Launched in December 1981, “Bent Music” may have been the most radical period of O’Donoghue’s career, as she freely skidded between dub and modern classical, glacial ambient and skeletal synthpop. She cast aside the dreaminess of her earlier 3 a.m. sets in favor of cutting-edge music from around the world. She mixed Material and Wim Mertens with King Sunny Ade and Brian Eno (her all-time favorite). The show’s abrupt tonal change may have played a role in KCRW elevating her from overnight Saturdays/Sundays to the prime 8 p.m. slot. That change also instigated the show’s final rename, from “Bent Music” to “SNAP.”

“SNAP” premiered on the evening of December 4, 1982, with a promo that promised “a danceable mix of modern music from the mainstream to the edges.” She launched with two back-to-back Soft Cell songs, “Entertain Me” and “Chips On My Shoulder,” and concluded with a brand-new track from Grace Jones, “My Jamaican Guy.”

In “Bent By Nature,” musician David Lowery describes how his band, Camper Van Beethoven, rose in stature alongside the broader growth of independent and underground music in the U.S. And Deirdre’s own playlists perfectly mirrored that expansion. She followed bands from demo tapes and self-released singles through indie record deals and the odd burst of mainstream recognition. Among her personal effects are hand-dubbed tapes from the likes of The Frames, Poi Dog Pondering, The Mighty Lemon Drops, Prefab Sprout, and even Lowery himself.

Eventually, Deirdre began inviting artists into the KCRW studios to chat and perform. Her first live guests, on January 9, 1984, were brothers Nels and Alex Cline, who helmed a modern chamber project called Quartet Music. That spring, a young Henry Rollins began hanging around at KCRW between stints on the road with Black Flag. He would become her most regular correspondent until Syd Straw appeared in 1986. (Rollins and Straw speak in depth about their friendships with Deirdre in their respective episodes of “Bent By Nature.”)

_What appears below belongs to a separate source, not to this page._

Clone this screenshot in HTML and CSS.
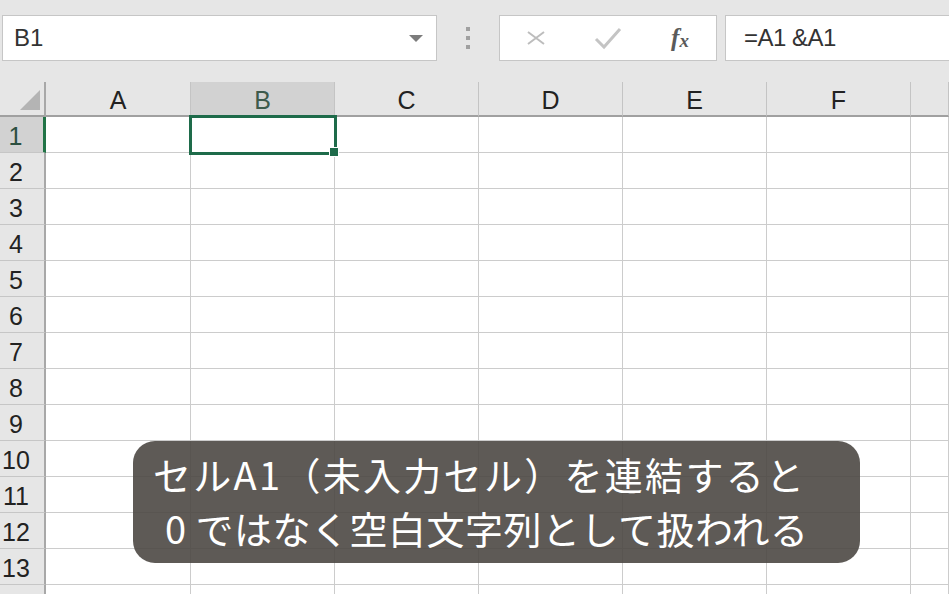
FILE: index.html
```html
<!DOCTYPE html>
<html lang="ja">
<head>
<meta charset="utf-8">
<link rel="stylesheet" href="styles.css">
</head>
<body>
<div class="app">
  <div class="toolbar">
    <div class="namebox"><span>B1</span><span class="arrow"></span></div>
    <div class="sep"><i></i><i></i><i></i></div>
    <div class="fxbtns">
      <span class="btn">
        <svg width="20" height="14" viewBox="0 0 20 14"><path d="M2 1 L18 13 M18 1 L2 13" stroke="#bdbdbd" stroke-width="2" fill="none"/></svg>
      </span>
      <span class="btn">
        <svg width="28" height="24" viewBox="0 0 28 24"><path d="M2 13 L10 21 L26 3" stroke="#c4c4c4" stroke-width="3" fill="none"/></svg>
      </span>
      <span class="btn fx"><i>f</i><i class="x">x</i></span>
    </div>
    <div class="formula">=A1 &amp;A1</div>
  </div>
  <div class="sheet">
    <div class="grid">
      <div class="corner"><span class="tri"></span></div>
      <div class="ch">A</div><div class="ch sel">B</div><div class="ch">C</div><div class="ch">D</div><div class="ch">E</div><div class="ch">F</div><div class="ch last"></div>

      <div class="rh sel">1</div><div class="c"></div><div class="c"></div><div class="c"></div><div class="c"></div><div class="c"></div><div class="c"></div><div class="c"></div>
      <div class="rh">2</div><div class="c"></div><div class="c"></div><div class="c"></div><div class="c"></div><div class="c"></div><div class="c"></div><div class="c"></div>
      <div class="rh">3</div><div class="c"></div><div class="c"></div><div class="c"></div><div class="c"></div><div class="c"></div><div class="c"></div><div class="c"></div>
      <div class="rh">4</div><div class="c"></div><div class="c"></div><div class="c"></div><div class="c"></div><div class="c"></div><div class="c"></div><div class="c"></div>
      <div class="rh">5</div><div class="c"></div><div class="c"></div><div class="c"></div><div class="c"></div><div class="c"></div><div class="c"></div><div class="c"></div>
      <div class="rh">6</div><div class="c"></div><div class="c"></div><div class="c"></div><div class="c"></div><div class="c"></div><div class="c"></div><div class="c"></div>
      <div class="rh">7</div><div class="c"></div><div class="c"></div><div class="c"></div><div class="c"></div><div class="c"></div><div class="c"></div><div class="c"></div>
      <div class="rh">8</div><div class="c"></div><div class="c"></div><div class="c"></div><div class="c"></div><div class="c"></div><div class="c"></div><div class="c"></div>
      <div class="rh">9</div><div class="c"></div><div class="c"></div><div class="c"></div><div class="c"></div><div class="c"></div><div class="c"></div><div class="c"></div>
      <div class="rh">10</div><div class="c"></div><div class="c"></div><div class="c"></div><div class="c"></div><div class="c"></div><div class="c"></div><div class="c"></div>
      <div class="rh">11</div><div class="c"></div><div class="c"></div><div class="c"></div><div class="c"></div><div class="c"></div><div class="c"></div><div class="c"></div>
      <div class="rh">12</div><div class="c"></div><div class="c"></div><div class="c"></div><div class="c"></div><div class="c"></div><div class="c"></div><div class="c"></div>
      <div class="rh">13</div><div class="c"></div><div class="c"></div><div class="c"></div><div class="c"></div><div class="c"></div><div class="c"></div><div class="c"></div>
      <div class="rh"></div><div class="c"></div><div class="c"></div><div class="c"></div><div class="c"></div><div class="c"></div><div class="c"></div><div class="c"></div>
    </div>
    <div class="selection"></div>
    <div class="handle"></div>
    <div class="caption">
      <div class="line l1">セルA1（未入力セル）を連結すると</div>
      <div class="line l2">0 ではなく空白文字列として扱われる</div>
    </div>
  </div>
</div>
</body>
</html>
```
FILE: styles.css
```css
html, body {
  margin: 0;
  padding: 0;
}
body {
  background: #e6e6e6;
  font-family: "Liberation Sans", Arial, sans-serif;
}
.app {
  width: 949px;
  height: 594px;
  overflow: hidden;
}
.toolbar {
  display: flex;
  align-items: flex-start;
  height: 82px;
  box-sizing: border-box;
  padding: 15px 0 0 2px;
  background: #e6e6e6;
}
.namebox {
  width: 435px;
  height: 46px;
  flex: none;
  box-sizing: border-box;
  background: #fff;
  border: 1px solid #c6c6c6;
  display: flex;
  align-items: center;
  justify-content: space-between;
  padding: 0 13px 0 11px;
  font-size: 24px;
  color: #333;
}
.arrow {
  width: 0;
  height: 0;
  border-left: 7px solid transparent;
  border-right: 7px solid transparent;
  border-top: 7px solid #7c7c7c;
}
.sep {
  width: 62px;
  height: 46px;
  flex: none;
  display: flex;
  flex-direction: column;
  align-items: center;
  justify-content: center;
  gap: 5px;
}
.sep i {
  width: 4px;
  height: 4px;
  background: #a0a0a0;
}
.fxbtns {
  width: 218px;
  height: 46px;
  flex: none;
  box-sizing: border-box;
  background: #fff;
  border: 1px solid #c6c6c6;
  display: flex;
  margin-right: 8px;
}
.btn {
  width: 72px;
  display: flex;
  align-items: center;
  justify-content: center;
}
.fx {
  font-family: "Liberation Serif", serif;
  font-style: italic;
  font-weight: bold;
  color: #5a5a5a;
  font-size: 25px;
}
.fx .x {
  font-size: 19px;
  margin-top: 6px;
}
.formula {
  flex: 1;
  height: 46px;
  box-sizing: border-box;
  background: #fff;
  border: 1px solid #c6c6c6;
  margin-right: -10px;
  padding-left: 18px;
  display: flex;
  align-items: center;
  font-size: 24px;
  color: #333;
  letter-spacing: -0.5px;
}
.sheet {
  position: relative;
  background: #fff;
}
.grid {
  display: grid;
  grid-template-columns: 46px 145px 144px 144px 144px 144px 144px 1fr;
  grid-template-rows: 35px repeat(14, 36px);
}
.corner {
  background: #e6e6e6;
  border-right: 2px solid #a8a8a8;
  border-bottom: 2px solid #a0a0a0;
  box-sizing: border-box;
  position: relative;
}
.tri {
  position: absolute;
  left: 20px;
  top: 8px;
  width: 0;
  height: 0;
  border-left: 20px solid transparent;
  border-bottom: 20px solid #b4b4b4;
}
.ch {
  background: #e6e6e6;
  border-right: 1px solid #c4c4c4;
  border-bottom: 2px solid #a0a0a0;
  box-sizing: border-box;
  display: flex;
  align-items: center;
  justify-content: center;
  font-size: 25px;
  color: #222;
  padding-top: 3px;
}
.ch.sel {
  background: #d2d2d2;
  color: #3d5a4c;
  border-bottom: 2px solid #217346;
}
.rh {
  background: #e6e6e6;
  border-right: 2px solid #a8a8a8;
  border-bottom: 1px solid #c6c6c6;
  box-sizing: border-box;
  display: flex;
  align-items: center;
  justify-content: center;
  padding-right: 12px;
  padding-top: 3px;
  font-size: 25px;
  color: #222;
}
.rh.sel {
  background: #d2d2d2;
  border-right: 3px solid #217346;
  color: #2c5040;
}
.c {
  border-right: 1px solid #cccccc;
  border-bottom: 1px solid #cccccc;
  box-sizing: border-box;
}
.selection {
  position: absolute;
  left: 189px;
  top: 33px;
  width: 148px;
  height: 40px;
  box-sizing: border-box;
  border: 3px solid #1e6b4a;
}
.handle {
  position: absolute;
  left: 329px;
  top: 65px;
  width: 10px;
  height: 10px;
  box-sizing: border-box;
  background: #1e6b4a;
  border: 1px solid #fff;
}
.caption {
  position: absolute;
  left: 133px;
  top: 359px;
  width: 727px;
  height: 122px;
  box-sizing: border-box;
  padding: 6px 0 8px 20px;
  border-radius: 22px;
  background: rgba(76, 72, 68, 0.9);
  color: #fff;
  font-family: "Noto Sans CJK JP", sans-serif;
  font-size: 38px;
  line-height: 54px;
  white-space: nowrap;
}
.l1 {
  letter-spacing: 2.3px;
}
.l2 {
  letter-spacing: 0.5px;
  padding-left: 12px;
}
```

With the advent of KCRW’s new performance studios in January 1986, the station finally became equipped to handle live sets by full bands. Over the next five and a half years, “SNAP” would become a living chronicle of the underground, much as Janice Long and John Peel’s shows had done in the U.K. These sessions heralded what many consider the “classic era” of “SNAP,” and they would become Deirdre’s calling card to the broader world beyond KCRW. 

From the Meat Puppets (1/16/1986) to Pere Ubu (6/14/1991), Deirdre amassed hundreds of appearances by artists from all across her personal musical spectrum. The show became a destination for what she called “avant-pop,” her catch-all term for “inventive, imaginative, unusual, and new music.” Her freewheeling spirit often coaxed definitive performances out of her guests, stripped as they were of the era’s studio gloss and meticulousness. A few of these sessions, like Robyn Hitchcock and the Go-Betweens, have been issued commercially, but most have remained vaulted by time, circumstance, and opportunity. (Until now.)

O’Donoghue left KCRW in June 1991, and “SNAP” abruptly folded with a few artists still left on the books. (“Bent By Nature” guest Julian Cope was slated to make his KCRW debut that July.) KCRW producer and UnFictional host Bob Carlson, Deirdre’s former engineer and right-hand man, discusses the broad contours of this situation in the second episode of “Bent By Nature.”

Deirdre would go on to refresh the “SNAP” brand with a new show called “Snap Judgments,” which aired in Southern California from 1992 to 1996.